Odger lut ensuite l’adresse que les Anglais avaient adressée aux travailleurs parisiens. Et ce fut Tolain qui « avec un vrai chic », qu’admire Lelubez, donna lecture de l’adresse en réponse.

Qu’on nous permette cette dernière longue citation : l’adresse lue à Londres montre à quelles pensées, à quelles conceptions en étaient arrivés les militants parisiens, au moment même où, dans l’Internationale, ils allaient subir de nouveau la forte influence des penseurs socialistes, de Proudhon ou inconsciemment de Marx.

« Frères et amis, disaient les travailleurs de France à leurs frères d’Angleterre, oui, vous avez raison, le sentiment qui nous réunit est l’indice certain d’un meilleur avenir pour l’affranchissement des peuples.

« Il ne faut plus que des Césars, le front souillé d’une couronne sanglante, se partagent entre eux des peuples épuisés par les rapines des grands, des pays dévastés par des guerres sauvages. Une fois de plus, la Pologne est recouverte d’un sanglant linceul et nous sommes restés spectateurs impuissants.
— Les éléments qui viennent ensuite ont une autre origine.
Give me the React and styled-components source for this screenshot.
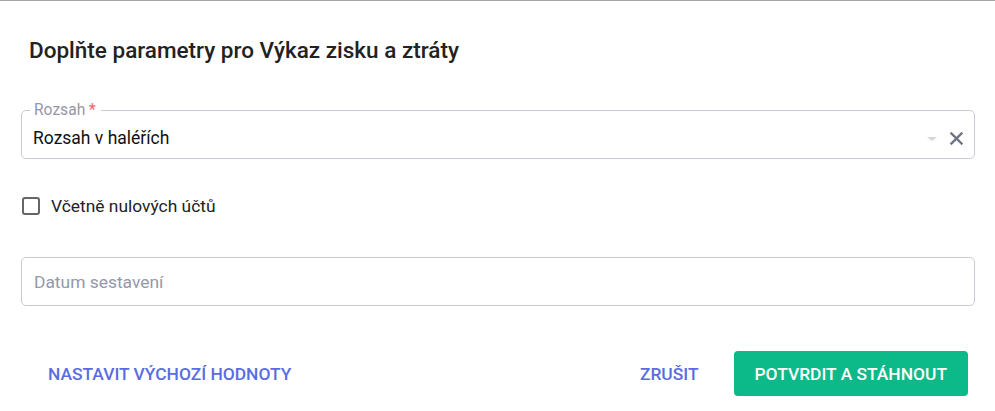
import React from "react";
import styled, { createGlobalStyle } from "styled-components";

const GlobalStyle = createGlobalStyle`
  html, body {
    margin: 0;
    padding: 0;
    background: #ffffff;
    font-family: Roboto, "Liberation Sans", Arial, sans-serif;
  }
`;

const App = () => {
  const [range, setRange] = React.useState("Rozsah v haléřích");
  const [withZero, setWithZero] = React.useState(false);
  const [date, setDate] = React.useState("");

  return (
    <Dialog>
      <GlobalStyle />
      <Title>Doplňte parametry pro Výkaz zisku a ztráty</Title>

      <Outlined>
        <Legend>
          Rozsah <Required>*</Required>
        </Legend>
        <SelectRow>
          <Value>{range}</Value>
          <Arrow />
          <ClearButton onClick={() => setRange("")} aria-label="Vymazat">
            <svg width="13" height="13" viewBox="0 0 13 13">
              <path
                d="M1.5 1.5 L11.5 11.5 M11.5 1.5 L1.5 11.5"
                stroke="#6f7384"
                strokeWidth="2.4"
                strokeLinecap="square"
              />
            </svg>
          </ClearButton>
        </SelectRow>
      </Outlined>

      <CheckRow>
        <Box
          type="checkbox"
          checked={withZero}
          onChange={(e) => setWithZero(e.target.checked)}
        />
        <CheckLabel>Včetně nulových účtů</CheckLabel>
      </CheckRow>

      <DateInput
        placeholder="Datum sestavení"
        value={date}
        onChange={(e) => setDate(e.target.value)}
      />

      <Actions>
        <TextButton>Nastavit výchozí hodnoty</TextButton>
        <Spacer />
        <TextButton $trail>Zrušit</TextButton>
        <PrimaryButton>Potvrdit a stáhnout</PrimaryButton>
      </Actions>
    </Dialog>
  );
};

const Dialog = styled.div`
  box-sizing: border-box;
  width: 995px;
  height: 411px;
  border-top: 1px solid #a6a6a6;
  padding: 34px 20px 0 21px;
  display: flex;
  flex-direction: column;
`;

const Title = styled.h2`
  margin: 0 0 36px 8px;
  font-size: 22.5px;
  line-height: 30px;
  font-weight: 500;
  color: #222222;
`;

const Outlined = styled.fieldset`
  margin: 0;
  padding: 9px 11px 10px 11px;
  border: 1px solid #c9cbd3;
  border-radius: 5px;
  min-width: 0;
`;

const Legend = styled.legend`
  margin-left: -3px;
  padding: 0 5px 0 4px;
  font-size: 15.6px;
  line-height: 18px;
  color: #9597a8;
`;

const Required = styled.span`
  color: #f0616b;
`;

const SelectRow = styled.div`
  display: flex;
  align-items: center;
  height: 20px;
`;

const Value = styled.span`
  flex: 1;
  font-size: 17.5px;
  line-height: 20px;
  color: #111111;
`;

const Arrow = styled.span`
  width: 0;
  height: 0;
  border-left: 5px solid transparent;
  border-right: 5px solid transparent;
  border-top: 4px solid #d5d6dc;
  margin: 2px 13px 0 0;
`;

const ClearButton = styled.button`
  border: 0;
  background: none;
  padding: 0;
  display: flex;
  cursor: pointer;
`;

const CheckRow = styled.label`
  display: flex;
  align-items: center;
  gap: 11px;
  margin: 35px 0 0 1px;
  height: 24px;
  cursor: pointer;
`;

const Box = styled.input`
  appearance: none;
  margin: 0;
  width: 18px;
  height: 18px;
  border: 2px solid #666666;
  border-radius: 3px;
  box-sizing: border-box;
`;

const CheckLabel = styled.span`
  font-size: 17.4px;
  color: #222222;
`;

const DateInput = styled.input`
  box-sizing: border-box;
  margin-top: 39px;
  height: 49px;
  width: 100%;
  border: 1px solid #c9cbd3;
  border-radius: 5px;
  padding: 0 12px;
  font-family: inherit;
  font-size: 17.4px;
  color: #111111;
  outline: none;

  &::placeholder {
    color: #9398aa;
  }
`;

const Actions = styled.div`
  display: flex;
  align-items: center;
  margin-top: 45px;
  padding-right: 7px;
  gap: 16px;
`;

const Spacer = styled.div`
  flex: 1;
`;

const TextButton = styled.button`
  border: 0;
  background: none;
  padding: ${(p) => (p.$trail ? "0 19px 0 18px" : "0 11px 0 27px")};
  height: 45px;
  font-family: inherit;
  font-size: 17.4px;
  font-weight: 500;
  text-transform: uppercase;
  color: #5b6ce0;
  cursor: pointer;
`;

const PrimaryButton = styled.button`
  border: 0;
  border-radius: 4px;
  background: #0bba88;
  color: #ffffff;
  height: 45px;
  padding: 0 21px;
  font-family: inherit;
  font-size: 17.4px;
  font-weight: 500;
  text-transform: uppercase;
  cursor: pointer;
`;

export default App;
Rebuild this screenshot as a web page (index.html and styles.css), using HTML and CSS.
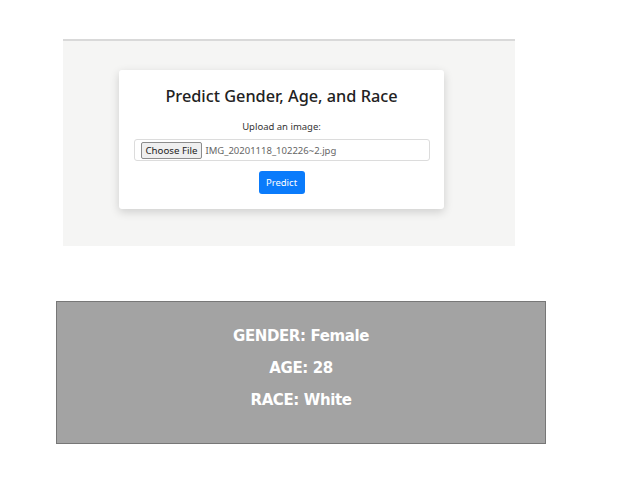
FILE: index.html
```html
<!DOCTYPE html>
<html>
<head>
<meta charset="utf-8">
<link rel="stylesheet" href="styles.css">
</head>
<body>
<div class="shot">
  <div class="card">
    <h1 class="title">Predict Gender, Age, and Race</h1>
    <div class="label">Upload an image:</div>
    <div class="file">
      <span class="choose">Choose File</span>
      <span class="fname">IMG_20201118_102226~2.jpg</span>
    </div>
    <div class="actions"><span class="predict">Predict</span></div>
  </div>
</div>
<div class="result">
  <div class="line">GENDER: Female</div>
  <div class="line">AGE: 28</div>
  <div class="line">RACE: White</div>
</div>
</body>
</html>
```
FILE: styles.css
```css
html, body { margin: 0; padding: 0; background: #fff; }
body { font-family: "Noto Sans", "Open Sans", sans-serif; }
.shot {
  margin: 39px 0 0 63px;
  width: 452px;
  height: 207px;
  border-top: 2px solid #d9d9d9;
  background: #f5f5f4;
  padding-top: 29px;
  box-sizing: border-box;
}
.card {
  margin-left: 56px;
  width: 325px;
  height: 139px;
  background: #fff;
  border-radius: 3px;
  box-shadow: 0 3px 10px rgba(0,0,0,0.16);
  box-sizing: border-box;
  padding-top: 14px;
  display: flex;
  flex-direction: column;
  align-items: center;
}
.title {
  margin: 0;
  font-size: 16.3px;
  font-weight: 500;
  color: #222;
  line-height: 24px;
}
.label {
  margin-top: 12px;
  font-size: 9.5px;
  color: #333;
  line-height: 14px;
}
.file {
  margin-top: 5px;
  width: 296px;
  height: 22px;
  border: 1px solid #dcdcdc;
  border-radius: 3px;
  box-sizing: border-box;
  display: flex;
  align-items: center;
  padding-left: 6px;
  gap: 3px;
}
.choose {
  height: 17px;
  line-height: 15px;
  box-sizing: border-box;
  border: 1px solid #8c8c8c;
  background: #efefef;
  border-radius: 2px;
  padding: 0 4px;
  font-size: 9.7px;
  color: #222;
}
.fname { font-size: 9.5px; color: #666; }
.actions { margin-top: 8px; }
.predict {
  display: inline-block;
  width: 46px;
  height: 23px;
  line-height: 23px;
  text-align: center;
  background: #0a7bfb;
  color: #fff;
  border-radius: 3px;
  font-size: 9.5px;
}
.result {
  margin: 55px 0 0 56px;
  width: 490px;
  height: 143px;
  box-sizing: border-box;
  background: #a3a3a3;
  border: 1px solid #777;
  padding-top: 18px;
  display: flex;
  flex-direction: column;
  align-items: center;
}
.line {
  font-family: "DejaVu Sans", sans-serif;
  font-weight: bold;
  font-size: 15px;
  color: #fff;
  line-height: 32px;
  letter-spacing: -0.4px;
}
```
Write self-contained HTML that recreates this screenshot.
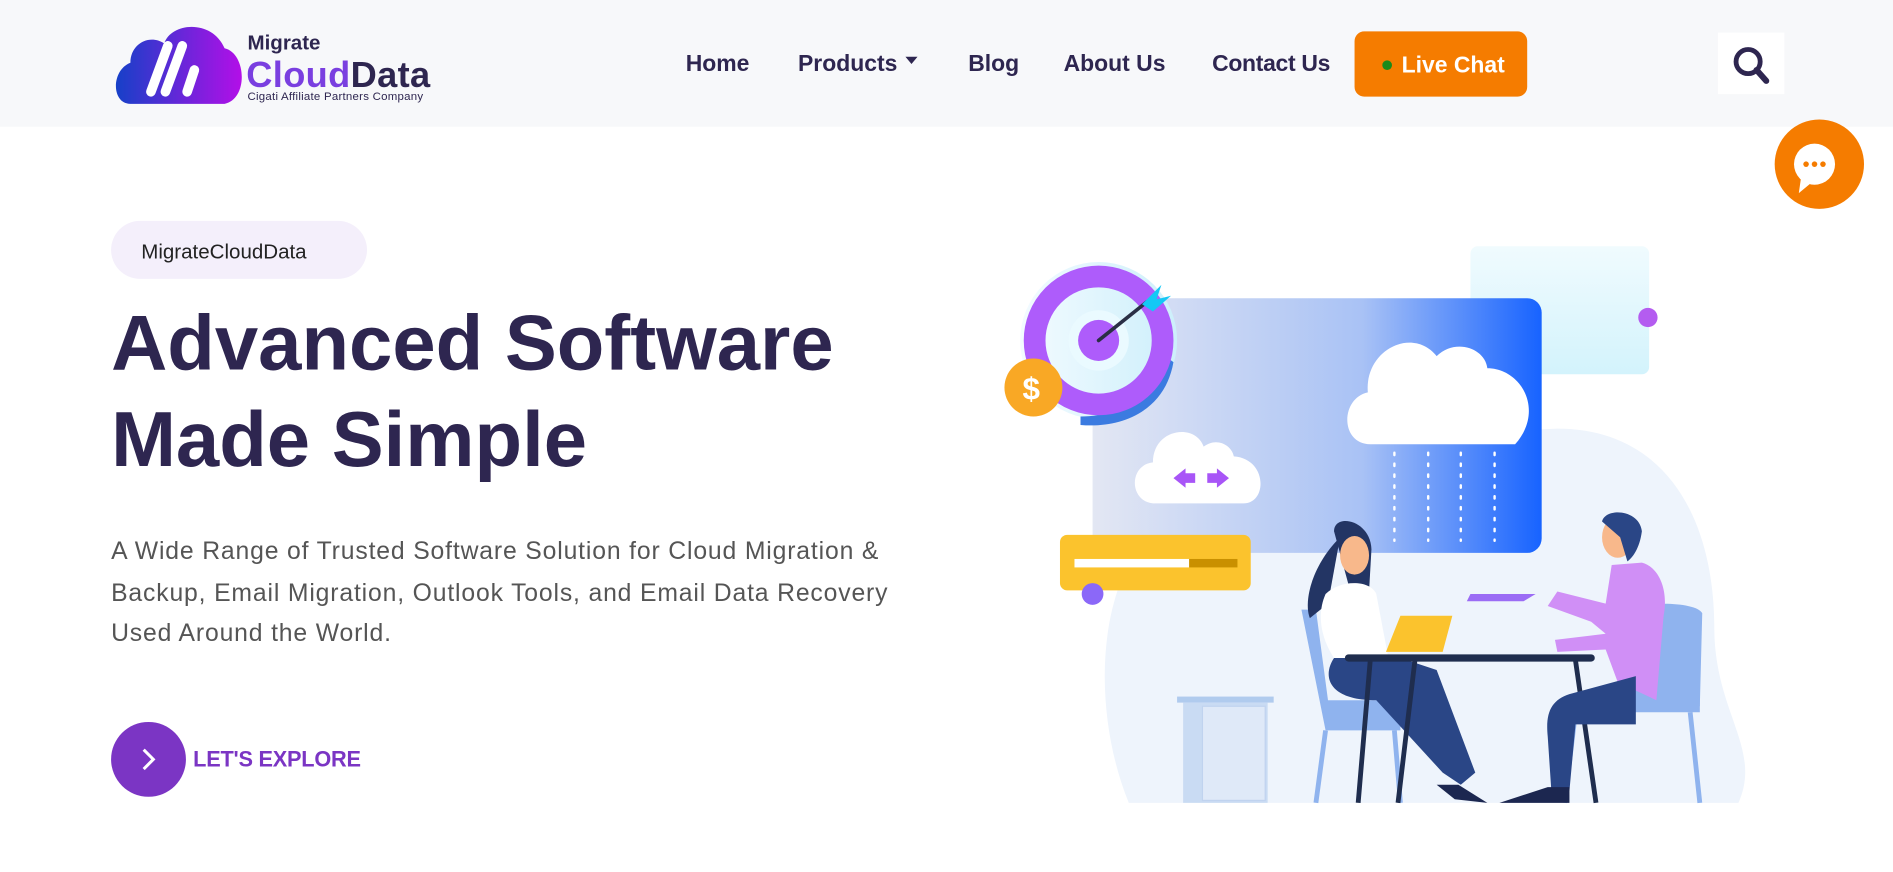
<!DOCTYPE html>
<html><head><meta charset="utf-8">
<style>
html,body{margin:0;padding:0;background:#fff;}
body{width:1893px;height:872px;overflow:hidden;}
svg{display:block;}
text{font-family:"Liberation Sans",sans-serif;}
</style></head>
<body>
<svg width="1893" height="872" viewBox="0 0 1568 722.3" xmlns="http://www.w3.org/2000/svg">
<defs>
<linearGradient id="lg" x1="0" y1="0" x2="1" y2="0"><stop offset="0" stop-color="#1640c8"/><stop offset="1" stop-color="#b30fe8"/></linearGradient>
<linearGradient id="pg" x1="0" y1="0" x2="1" y2="0"><stop offset="0" stop-color="#e3e7f3"/><stop offset=".6" stop-color="#a9c2f5"/><stop offset="1" stop-color="#1763ff"/></linearGradient>
<linearGradient id="cg" x1="0" y1="0" x2="0" y2="1"><stop offset="0" stop-color="#f0fbfe"/><stop offset="1" stop-color="#d3f3fc"/></linearGradient>
<linearGradient id="tg" x1="0" y1="0" x2="1" y2="0"><stop offset="0" stop-color="#f3fbff"/><stop offset="1" stop-color="#cdeffb"/></linearGradient>
</defs>
<rect x="0" y="0" width="1568" height="105" fill="#f7f8fa"/>
<path d="M108 86 C92 86 92 58 108 52 C108 36 124 28 136 36 C142 18 176 16 186 40 C204 44 206 82 186 86 Z" fill="url(#lg)"/>
<path d="M125 76 L139 38 M137 76 L151 38" stroke="#fff" stroke-width="8" stroke-linecap="round"/>
<path d="M155 76 L161 58" stroke="#fff" stroke-width="8" stroke-linecap="round"/>
<text x="205" y="41" font-size="17" font-weight="bold" fill="#2e2650">Migrate</text>
<text x="204" y="72" font-size="30" font-weight="bold" fill="#7a3fe0" letter-spacing="0.3">Cloud<tspan fill="#2e2650">Data</tspan></text>
<text x="205" y="83" font-size="9.5" fill="#2e2650" letter-spacing="0.2">Cigati Affiliate Partners Company</text>
<g font-size="19" fill="#2e2650" font-weight="bold">
<text x="568" y="59">Home</text>
<text x="661" y="59">Products</text>
<text x="802" y="59">Blog</text>
<text x="881" y="59">About Us</text>
<text x="1004" y="59" textLength="98">Contact Us</text>
</g>
<path d="M750 47 L760 47 L755 53 Z" fill="#2e2650"/>
<rect x="1122" y="26" width="143" height="54" rx="8" fill="#f57c00"/>
<circle cx="1149" cy="54" r="4" fill="#1a8a1a"/>
<text x="1161" y="60" font-size="19" font-weight="bold" fill="#fff">Live Chat</text>
<rect x="1423" y="27" width="55" height="51" fill="#fff"/>
<circle cx="1448" cy="51" r="10" fill="none" stroke="#2e2650" stroke-width="4"/>
<path d="M1455 58 L1463 67" stroke="#2e2650" stroke-width="5" stroke-linecap="round"/>
<circle cx="1507" cy="136" r="37" fill="#f57c00"/>
<circle cx="1503" cy="136" r="17" fill="#fff"/>
<path d="M1492 146 L1490 160 L1502 150 Z" fill="#fff"/>
<circle cx="1496" cy="136" r="2.3" fill="#f57c00"/><circle cx="1503" cy="136" r="2.3" fill="#f57c00"/><circle cx="1510" cy="136" r="2.3" fill="#f57c00"/>
<rect x="92" y="183" width="212" height="48" rx="24" fill="#f4effb"/>
<text x="117" y="214" font-size="17" fill="#222">MigrateCloudData</text>
<g font-size="64.5" font-weight="bold" fill="#2e2650">
<text x="92" y="306">Advanced Software</text>
<text x="92" y="386">Made Simple</text>
</g>
<g font-size="20.5" fill="#555" letter-spacing="0.7">
<text x="92" y="463">A Wide Range of Trusted Software Solution for Cloud Migration &amp;</text>
<text x="92" y="498">Backup, Email Migration, Outlook Tools, and Email Data Recovery</text>
<text x="92" y="531">Used Around the World.</text>
</g>
<circle cx="123" cy="629" r="31" fill="#7b35c4"/>
<path d="M119 621 L127 629 L119 637" fill="none" stroke="#fff" stroke-width="2.5"/>
<text x="160" y="635" font-size="18" font-weight="bold" fill="#7b35c4" textLength="139">LET'S EXPLORE</text>
<path d="M935 665 C900 580 905 440 1000 410 C1080 385 1150 360 1290 355 C1380 355 1420 430 1420 520 C1420 590 1460 620 1440 665 Z" fill="#eef4fc"/>
<rect x="1218" y="204" width="148" height="106" rx="6" fill="url(#cg)"/>
<circle cx="1365" cy="263" r="8" fill="#b45cf0"/>
<rect x="905" y="247" width="372" height="211" rx="12" fill="url(#pg)"/>
<circle cx="910" cy="282" r="65" fill="url(#tg)"/>
<path d="M972 300 C965 340 930 355 895 352 L895 345 C930 345 960 325 965 295 Z" fill="#3b7be0"/>
<circle cx="910" cy="282" r="53" fill="none" stroke="#ae5cfb" stroke-width="18"/>
<circle cx="910" cy="282" r="25" fill="#eafaff"/>
<circle cx="910" cy="282" r="17" fill="#ae5cfb"/>
<path d="M910 282 L950 250" stroke="#2a2f45" stroke-width="3" stroke-linecap="round"/>
<path d="M946 252 L962 236 L958 248 L970 245 L955 258 Z" fill="#14c8f5"/>
<circle cx="856" cy="321" r="24" fill="#f9a825"/>
<text x="847" y="331" font-size="26" fill="#fff" font-weight="bold">$</text>
<path d="M1135 368 C1110 368 1110 330 1133 325 C1130 290 1170 270 1190 295 C1205 280 1230 288 1232 305 C1260 305 1280 340 1255 368 Z" fill="#fff"/>
<path d="M955 417 C935 415 935 385 955 383 C955 355 990 350 997 370 C1007 362 1020 368 1022 378 C1050 380 1050 417 1030 417 Z" fill="#fff"/>
<path d="M972 396 L982 388 L982 392 L990 392 L990 400 L982 400 L982 404 Z M1018 396 L1008 388 L1008 392 L1000 392 L1000 400 L1008 400 L1008 404 Z" fill="#a855f7"/>
<g stroke="#fff" stroke-width="2" stroke-dasharray="2 7" stroke-linecap="round">
<path d="M1155 375 V448 M1183 375 V448 M1210 375 V448 M1238 375 V448"/>
</g>
<rect x="878" y="443" width="158" height="46" rx="6" fill="#fbc32d"/>
<rect x="890" y="463" width="95" height="7" fill="#fff"/>
<rect x="985" y="463" width="40" height="7" fill="#c99000"/>
<circle cx="905" cy="492" r="9" fill="#8b68f8"/>
<rect x="975" y="577" width="80" height="5" fill="#b0cbee"/>
<rect x="980" y="582" width="70" height="83" fill="#c9dbf3"/>
<rect x="996" y="585" width="52" height="78" fill="#dfe9f8" stroke="#c0d3ef"/>
<path d="M1078 505 L1098 605 L1160 605 L1160 580 L1100 580 L1090 505 Z" fill="#8fb3ee"/>
<path d="M1098 605 L1090 665 M1155 605 L1160 665" stroke="#8fb3ee" stroke-width="4"/>
<path d="M1110 445 C1085 470 1080 500 1085 512 L1100 500 Z" fill="#233564"/>
<path d="M1105 440 C1105 425 1135 430 1136 455 L1134 490 L1118 488 Z" fill="#233564"/>
<ellipse cx="1122" cy="460" rx="12" ry="16" fill="#f8b88b"/>
<path d="M1098 492 C1110 480 1135 480 1140 492 L1150 545 L1105 545 C1095 530 1090 510 1098 492 Z" fill="#fff"/>
<path d="M1105 545 C1095 560 1100 580 1140 580 L1195 640 L1210 650 L1222 640 L1190 555 L1160 545 Z" fill="#2a4686"/>
<path d="M1190 650 L1205 662 L1232 665 L1208 650 Z" fill="#1c2750"/>
<path d="M1148 540 L1160 510 L1203 510 L1195 540 Z" fill="#fbc32d"/>
<path d="M1117 545 H1318" stroke="#1f2d4e" stroke-width="6" stroke-linecap="round"/>
<path d="M1135 547 L1125 665 M1172 547 L1158 665 M1305 547 L1322 665" stroke="#1f2d4e" stroke-width="4"/>
<path d="M1350 505 C1360 498 1405 498 1410 508 L1408 585 L1355 585 Z" fill="#8fb3ee"/>
<path d="M1300 580 H1408 V590 H1300 Z" fill="#8fb3ee"/>
<path d="M1305 590 L1296 665 M1400 590 L1408 665" stroke="#8fb3ee" stroke-width="4"/>
<ellipse cx="1340" cy="445" rx="13" ry="17" fill="#f8b88b"/>
<path d="M1327 432 C1330 420 1358 422 1360 440 C1358 455 1352 462 1348 465 L1342 445 Z" fill="#2a4686"/>
<path d="M1335 468 L1360 466 C1375 470 1382 490 1378 510 L1372 580 L1340 565 L1330 538 L1290 540 L1288 530 L1330 525 L1318 515 L1282 502 L1290 490 L1330 500 Z" fill="#d08ff6"/>
<path d="M1218 492 L1272 492 L1262 498 L1215 498 Z" fill="#9b6cf5"/>
<path d="M1355 560 L1300 575 C1285 580 1280 590 1282 610 L1285 655 L1300 655 L1305 600 L1355 600 Z" fill="#2a4686"/>
<path d="M1282 652 L1300 652 L1300 665 L1242 665 Z" fill="#1c2750"/>
</svg>
</body></html>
« Un seul peuple opprimé met en danger la liberté des autres peuples. Au nom de sa dignité, tout homme libre ou qui veut l’être doit son concours à ses frères opprimés. Sans doute nous aurons bien des obstacles à vaincre ; il en est plus d’un qui tombera meurtri dans la mêlée. Qu’importe ? A la liberté, au progrès, comme à la terre, il faut l’engrais.

« Donc, ceignons nos reins, préparons-nous avec joie à la lutte. Il faut que le peuple fasse entendre sa voix dans toutes les grandes questions politiques et sociales, signifiant ainsi aux despotes que la fin de leur tyrannique tutelle est arrivée.